Majority of businesses failing on human rights

The new Corporate Human Rights Benchmark, published last week, makes for some depressing reading.

Following on from the backlisting of G4S by the Norwegian Sovereign fund, the annual benchmark has found that over half of the major companies in apparel, extractive, food & beverage and tech manufacture are failing on human rights - particularly on due diligence.

The Corporate Human Rights Benchmark (CHRB) measures how companies perform across 100 indicators based on the UN Guiding Principles (UNGPs) on Human Rights. It uses publicly available information on issues such as forced labour, protecting human rights activists and the living wage to give companies a maximum possible score of up to 100 per cent.

More than half of those assessed are failing to demonstrate they are meeting any of the UNGP’s basic requirements on human rights due diligence, and with the data being used by multiple investors (such as Aviva Investors, APG and Nordea) the risk to the companies involved is in both reputational damage and direct value.

“Our rankings show some leading companies demonstrating that action on human rights is possible within a competitive environment. But far too many low scoring companies have not changed their practices at all. CHRB is calling for a rapid acceleration in the uptake of human rights due diligence to ensure companies respect human rights. States and investors also have a key role and they should use this data to motivate companies to rapidly improve,” said Steve Waygood, chief responsible investment officer, Aviva Investors and chair of the CHRB Board.

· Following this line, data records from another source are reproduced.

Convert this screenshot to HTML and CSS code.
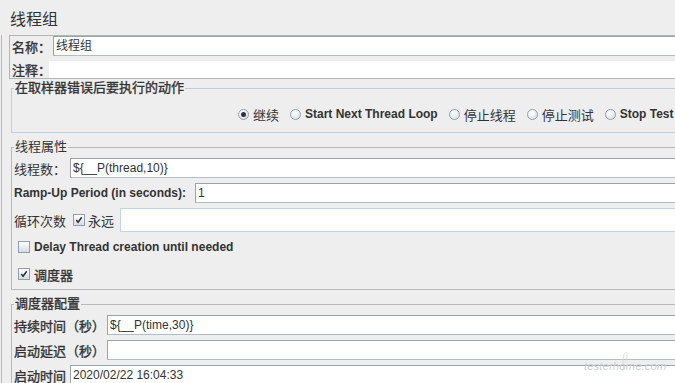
FILE: index.html
```html
<!DOCTYPE html>
<html lang="zh-CN">
<head>
    <meta charset="UTF-8">
    <title>线程组</title>
    <link rel="stylesheet" href="styles.css">
</head>
<body>
    <div class="page">
        <h1 class="title">线程组</h1>

        <div class="frame">
            <div class="name-panel">
                <div class="name-row">
                    <span class="label strong name-label">名称：</span>
                    <div class="field">线程组</div>
                </div>
                <div class="comment-row">
                    <span class="label strong comment-label">注释：</span>
                    <div class="comment-area"></div>
                </div>
            </div>

            <fieldset class="group blue error-group">
                <legend class="strong">在取样器错误后要执行的动作</legend>
                <div class="radio-row">
                    <span class="radio checked"></span><span class="option">继续</span>
                    <span class="radio"></span><span class="option bold">Start Next Thread Loop</span>
                    <span class="radio"></span><span class="option">停止线程</span>
                    <span class="radio"></span><span class="option">停止测试</span>
                    <span class="radio"></span><span class="option bold">Stop Test</span>
                </div>
            </fieldset>

            <fieldset class="group thread-group">
                <legend>线程属性</legend>
                <div class="row first">
                    <span class="label w56">线程数：</span>
                    <div class="field">${__P(thread,10)}</div>
                </div>
                <div class="row">
                    <span class="label bold ramp">Ramp-Up Period (in seconds):</span>
                    <div class="field">1</div>
                </div>
                <div class="row loop">
                    <span class="label loop-label">循环次数</span>
                    <span class="check checked"><svg viewBox="0 0 11 11"><path d="M2.5 5.5 L4.5 8 L8.5 2.5" /></svg></span>
                    <span class="check-text">永远</span>
                    <div class="field disabled"></div>
                </div>
                <div class="check-row delay">
                    <span class="check"></span>
                    <span class="check-text bold">Delay Thread creation until needed</span>
                </div>
                <div class="check-row sched">
                    <span class="check checked"><svg viewBox="0 0 11 11"><path d="M2.5 5.5 L4.5 8 L8.5 2.5" /></svg></span>
                    <span class="check-text strong">调度器</span>
                </div>
            </fieldset>

            <fieldset class="group sched-group">
                <legend class="strong">调度器配置</legend>
                <div class="row first">
                    <span class="label strong w93">持续时间（秒）</span>
                    <div class="field">${__P(time,30)}</div>
                </div>
                <div class="row">
                    <span class="label strong w93">启动延迟（秒）</span>
                    <div class="field"></div>
                </div>
                <div class="row">
                    <span class="label strong w56">启动时间</span>
                    <div class="field">2020/02/22 16:04:33</div>
                </div>
            </fieldset>
        </div>
    </div>

    <div class="watermark">
        <svg class="loop-mark" viewBox="0 0 20 26"><path d="M8 25 C6 14 8 2 11 2 C14 2 14 10 10 16" /></svg>
        <span>testerhome.com</span>
    </div>
</body>
</html>
```

FILE: styles.css
```css
body {
    margin: 0;
    background-color: #eeeeee;
    color: #333333;
    font-family: "Liberation Sans", "Noto Sans CJK SC", sans-serif;
    font-size: 12px;
    overflow: hidden;
    height: 383px;
}

.page {
    width: 760px;
}

.bold {
    font-weight: bold;
    font-size: 12px;
}

.strong {
    -webkit-text-stroke: 0.35px currentColor;
}

.title {
    margin: 0;
    padding: 8px 0 7px 10px;
    font-family: "Noto Sans CJK SC", sans-serif;
    font-size: 16px;
    font-weight: normal;
    line-height: 20px;
}

.frame {
    margin-left: 1px;
    border-left: 1px solid #b9b9b9;
    padding-left: 7px;
    padding-bottom: 20px;
}

.label, .option, .check-text, legend {
    font-family: "Liberation Sans", "Noto Sans CJK SC", sans-serif;
    font-size: 13px;
    white-space: nowrap;
}

.label.bold, .option.bold, .check-text.bold {
    font-size: 12px;
}

/* name / comment block */
.name-panel {
    border: 1px solid #b4b4b4;
    border-right: none;
}

.name-row {
    display: flex;
    align-items: center;
    height: 20px;
}

.name-label {
    width: 41px;
    padding-left: 2px;
}

.comment-row {
    display: flex;
    align-items: center;
    margin-top: 5px;
    height: 17px;
}

.comment-label {
    width: 37px;
    padding-left: 2px;
}

.comment-area {
    flex: 1;
    height: 17px;
    background-color: #ffffff;
}

.field {
    flex: 1;
    height: 18px;
    line-height: 18px;
    background-color: #ffffff;
    border: 1px solid #9aa4af;
    border-bottom-color: #b3bdc8;
    padding-left: 2px;
    font-family: "Liberation Sans", "Noto Sans CJK SC", sans-serif;
    font-size: 12px;
    color: #333333;
    white-space: nowrap;
}

.field.disabled {
    height: 22px;
    border-color: #c3d4e6;
}

/* titled groups */
.group {
    margin: 0 0 0 2px;
    padding: 0 0 0 2px;
    border: 1px solid #b9b9b9;
    border-right: none;
    min-width: 0;
}

.group.blue {
    border-color: #b8cfe5;
}

.group legend {
    padding: 0 1px;
    line-height: 16px;
}

.error-group {
    margin-top: 1px;
}

.thread-group {
    margin-top: 6px;
}

.sched-group {
    margin-top: 6px;
}

.radio-row {
    display: flex;
    align-items: center;
    height: 16px;
    margin: 10px 0 10px;
    padding-left: 224px;
}

.radio {
    width: 9px;
    height: 9px;
    border: 1px solid #8e9fb3;
    border-radius: 50%;
    background: radial-gradient(circle at 40% 35%, #ffffff 0%, #e9eef4 50%, #c9d4e0 100%);
    margin-right: 4px;
    position: relative;
    flex: none;
}

.radio.checked::after {
    content: "";
    position: absolute;
    left: 2px;
    top: 2px;
    width: 5px;
    height: 5px;
    border-radius: 50%;
    background-color: #333333;
}

.option {
    margin-right: 11px;
}

/* rows of the groups */
.row {
    display: flex;
    align-items: center;
    height: 20px;
    margin-top: 5px;
}

.row.first {
    margin-top: 3px;
}

.row.loop {
    height: 24px;
}

.w56 {
    width: 56px;
    flex: none;
}

.w93 {
    width: 93px;
    flex: none;
}

.ramp {
    width: 181px;
    flex: none;
}

.loop-label {
    width: 59px;
    flex: none;
}

.check {
    width: 10px;
    height: 10px;
    border: 1px solid #8e9fb3;
    background: linear-gradient(#ffffff, #d3dce6);
    flex: none;
    display: inline-flex;
}

.check svg {
    width: 10px;
    height: 10px;
}

.check svg path {
    fill: none;
    stroke: #2b2b2b;
    stroke-width: 1.6;
}

.loop .check-text {
    margin-left: 3px;
    width: 32px;
}

.check-row {
    display: flex;
    align-items: center;
    gap: 4px;
    height: 16px;
    padding-left: 4px;
}

.check-row.delay {
    margin-top: 7px;
}

.check-row.sched {
    margin-top: 11px;
    margin-bottom: 7px;
}

.watermark {
    position: absolute;
    left: 584px;
    top: 348px;
    color: #d2d2d2;
    font-family: "Liberation Sans", sans-serif;
    font-size: 11.5px;
    font-style: italic;
}

.watermark span {
    position: absolute;
    top: 12px;
    left: 0;
    white-space: nowrap;
}

.loop-mark {
    position: absolute;
    left: 34px;
    top: 0;
    width: 14px;
    height: 24px;
}

.loop-mark path {
    fill: none;
    stroke: #d2d2d2;
    stroke-width: 1;
}
```
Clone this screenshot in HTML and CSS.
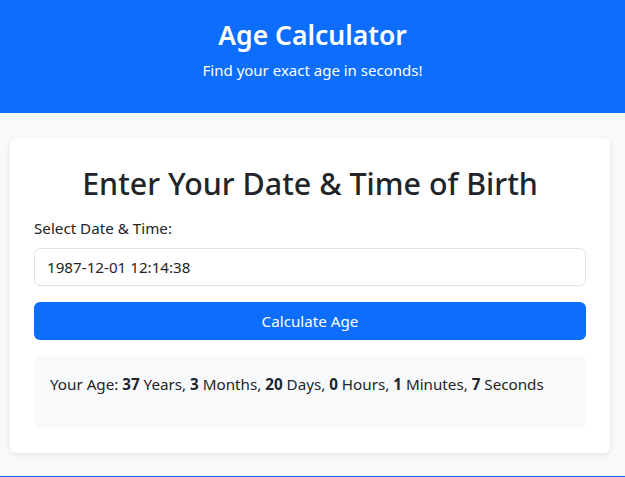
FILE: index.html
```html
<!DOCTYPE html>
<html lang="en">
<head>
<meta charset="utf-8">
<title>Age Calculator</title>
<link rel="stylesheet" href="styles.css">
</head>
<body>
<header class="site-header">
  <h1 class="site-title">Age Calculator</h1>
  <p class="site-sub">Find your exact age in seconds!</p>
</header>
<main class="container">
  <section class="card">
    <h2 class="card-title">Enter Your Date &amp; Time of Birth</h2>
    <label class="field-label" for="dob">Select Date &amp; Time:</label>
    <div class="input" id="dob">1987-12-01 12:14:38</div>
    <button class="btn" type="button">Calculate Age</button>
    <div class="result">
      <p class="result-text">Your Age: <strong>37</strong> Years, <strong>3</strong> Months, <strong>20</strong> Days, <strong>0</strong> Hours, <strong>1</strong> Minutes, <strong>7</strong> Seconds</p>
    </div>
  </section>
</main>
<footer class="site-footer"></footer>
</body>
</html>
```

FILE: styles.css
```css
* { box-sizing: border-box; }
html, body { margin: 0; padding: 0; }
body {
  background: #f8f9fa;
  color: #212529;
  font-family: "Noto Sans", "Open Sans", sans-serif;
  font-size: 15.2px;
  line-height: 1.5;
}
.site-header {
  background: #0d6efd;
  color: #fff;
  text-align: center;
  padding: 17px 16px 0;
  height: 113px;
}
.site-title {
  margin: 0 0 5px;
  font-size: 26.5px;
  line-height: 36px;
  font-weight: 600;
}
.site-sub {
  margin: 0;
  font-size: 15px;
  line-height: 24px;
}
.container {
  padding: 25px 15px 0 10px;
  height: 363px;
}
.card {
  background: #fff;
  border-radius: 6px;
  box-shadow: 0 2px 6px rgba(0,0,0,0.08);
  padding: 24px 24px 25px;
  display: flex;
  flex-direction: column;
}
.card-title {
  margin: 0 0 12px;
  text-align: center;
  font-size: 30.4px;
  line-height: 44px;
  font-weight: 500;
}
.field-label {
  display: block;
  margin-bottom: 10px;
  line-height: 20px;
}
.input {
  height: 38px;
  border: 1px solid #dee2e6;
  border-radius: 6px;
  padding: 0 12px;
  display: flex;
  align-items: center;
  background: #fff;
}
.btn {
  margin-top: 16px;
  height: 38px;
  border: 0;
  border-radius: 6px;
  background: #0d6efd;
  color: #fff;
  font: inherit;
}
.result {
  margin-top: 16px;
  background: #f8f9fa;
  border-radius: 6px;
  padding: 16px 16px 1px;
}
.result-text {
  margin: 0 0 31px;
  line-height: 24px;
}
.result-text strong { font-weight: 700; }
.site-footer {
  background: #0d6efd;
  height: 60px;
}
```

The news is not all bad, with three quarters of companies improving their scores, with top movers since 2017 including ENI, Diageo, Repsol, Danone, Heineken, Fast Retailing, Kellogg, Inditex and Pepsico. Leaders, such as Adidas, Unilever and Marks & Spencer retain top positions and score above 70 per cent. Yet despite the improvements most companies are still performing poorly - the average overall score is 24 per cent, while companies added to the ranking this year scored 17 percent on average. Tech companies averaged just 18 per cent in the 2019 ranking, although this is the first year they are featured.